I've also been reading Factory Girls: From Village to City in a Changing China by Leslie T. Chang. It’s a good ethnography of factories in Dongguan and female experience, as female workers make up the majority of internal migrant workers. There are some really funny bits, like when you have some classes how to become successful, and the main advice is to lie your way through and it often succeeds, so the coach often gets calls even two years later from these students asking for advice, since they're in a job now they don't have the training for. But it also gives you a good look at how migrant workers often work for a factory only for a few months at best, and then leave, and how, if they lose their phone, all their friends are generally gone, as this is the only thing allowing for any binds in the fast moving world of migrant workers.
However, the author is herself diaspora and so has a very negative opinion about the Chinese Revolution, and especially the Cultural Revolution, which they feel must be voiced in the book for some reason. Which is fairly annoying, since I'm not particularly interested in hearing them complain how evil Mao was in treating their poor, poor family. They are even utterly bewilderd that some of her relatives were in any shape or form pro-Mao:
My father returned to China for the second time in 1979. The United States and China had established diplomatic relations; Deng Xiaoping was firmly in charge, rehabilitating the millions of victims of the Cultural Revolution and launching economic reforms that would soon change the face of the country. My father again requested to meet with Lijiao, and this time Lijiao and his wife were brought to Shenyang to meet him. When my father’s train pulled into the station, he could see Lijiao waiting on the platform, and he saw that he was crying. Lijiao wanted to know everything that had happened in the intervening thirty years. My father told him how hard life had been in Taiwan, how his mother had raised five children alone and most of the family friends dropped off after their father died. Lijiao talked about how much better life was under the Communists. He did not tell my father that he had been paraded through the streets as a class enemy when the Cultural Revolution began, and later sent to work on a rice farm near the Soviet border. He did not mention that his two sons were just then returning to the city after ten years of rural labor, or that neither of them had gone past the eighth grade. He did not say how his mother and father had died.
Still, the book is a very good look at the experience of the Chinese migrant workers, who make up 1/3 of the Chinese working class nowadays. Just ignore the authors' discussions of their own family and their history, they're generally boring and uninformative.

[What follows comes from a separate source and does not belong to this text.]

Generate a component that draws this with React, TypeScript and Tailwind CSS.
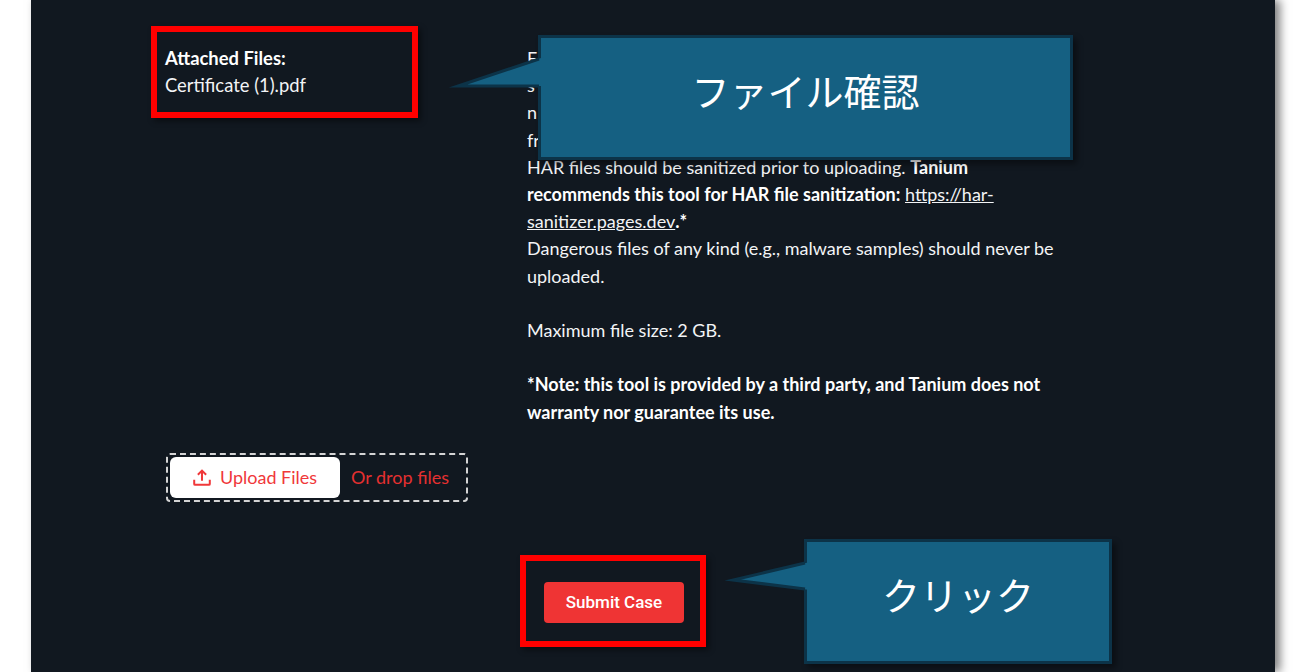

the aforementioned "Sociality of Reason" is the best guidebook to the Phenomenology, and Pinkard's translation is leaps and bounds ahead of earlier English translations. it used to be the easiest way to read Hegel was to be fluent in German, and earlier translators did not help matters by using different words for the same terminology. Phenomenology is never going to be an easy read, but all the more reason to value clarity and consistency whenever possible
finally, if you read too much Hegel, you run the risk of getting "Hegel brain" where you're prone to say such profundities as "the reason the USSR became a totalitarian hellhole is because (choose one of Stalin/Lenin/Engels/Marx) didn't properly understand Hegelian dialectics!"
to counteract this, i suggest reading Domenico Losurdo's book on Hegel. Losurdo argues (convincingly IMO) that, contrary top popular notions, Hegel did not become a stodgy old conservative bootlick for the Prussian Monarchy, he never abandoned his Revolutionary leanings, and much of his apparent praise for the existing order is self-censorship designed to get the authorities to look the other way
finally, there's Soviet philosopher Evald Ilyenkov, who does a great job of tying the history of dialectical thought from Spinoza on through to Lenin (including Hegel) and taking each thinker seriously every step of the way
Nice to see Prison of Grass and Night-Vision mentioned here, I really like those.

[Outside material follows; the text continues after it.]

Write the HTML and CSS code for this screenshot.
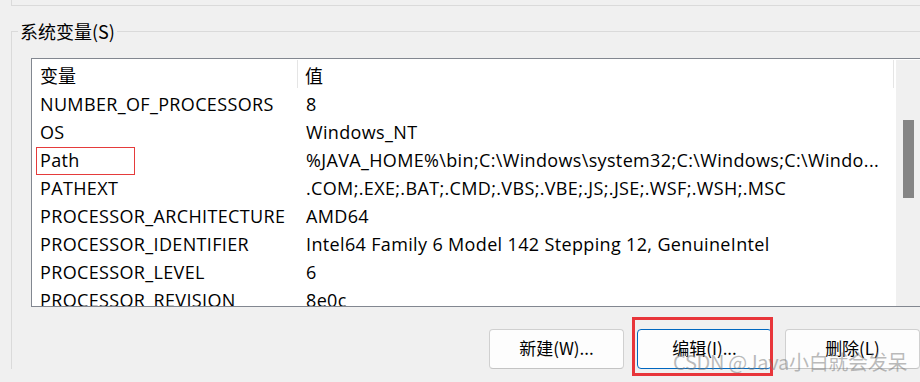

marknat posted:overall, this book would be my pick for a readsettlers.ca.
Speaking of this, has anyone read Canada in the World by Tyler Shipley? It's being touted as a heavy "readsettlers.ca" contender by some of my 'rades. Looks good but no one can touch Sakai's gift of gab obviously.
str_el_boi posted:Speaking of this, has anyone read Canada in the World by Tyler Shipley?
the book is 60 bucks so I'm waiting for someone to bite the bullet and scan it.
helius posted:I'm currently reading Night-Vision: Illuminating War and Class on the Neo-Colonial Terrain by Butch Lee & Red Rover. It's a fairly fascinating book, because it discusses gender in a way I haven't yet considered myself. However, what I have found so far jarring is that 1/3 of the book so far has been pure quotes.
i know, i found this low pRoportion of quotes dificult at first too, but u get used to it
tears posted:other posters can only imagine the rollercoaster of emotions i went through in the moments from when i found a paper called "william james' pragmatism and PCP" to when i started reading the abstract
at least we have william james on nitrous oxide
https://www.uky.edu/~eushe2/Pajares/jnitrous.html
started Karl Marx and the Birth of Modern Society: The Life of Marx and the Development of His Work (Volume I: 1818-1841). I've been interested in Michael Heinrich recently, and this seems as good a place as any to start with him. so far I've learned that next to nothing is known about Marx's life before he took the Abitur exam, so Heinrich has to fill out the details of Trier and the Jewish community there in order to speculate about the intellectual environment that Marx grew up in.
these anecdotes made me laugh:
Personal information about Marx’s youth is only available from two anecdotes handed down by his daughter Eleanor. Twelve years after Marx’s death, she wrote: “My aunts say that as a little boy he was a terrible tyrant to his sisters, whom he would ‘drive’ down the Markusberg at Trier full speed and, worse, would insist on their eating the ‘cakes’ he made with dirty dough and dirtier hands. But they withstood the ‘driving’ and ate the ‘cakes’ without murmur, for the sake of the stories Karl would tell them as a reward for their virtue” (E. Marx, 1895: 245).
In a biographical sketch prepared shortly after Marx’s death, Eleanor writes that he was “At once much loved and feared by his school fellows—loved because he was always doing mischief, and feared because of his readiness in writing satirical verse and lampooning his enemies” (E. Marx 1883: https://www.marxists.org/archive/eleanor-marx/1883/06/karl-marx.htm).
hey posted:anybody got some book recs on west africa/liberia?
Ismail posted a bunch of Soviet works on Africa here, so you might find something helpful.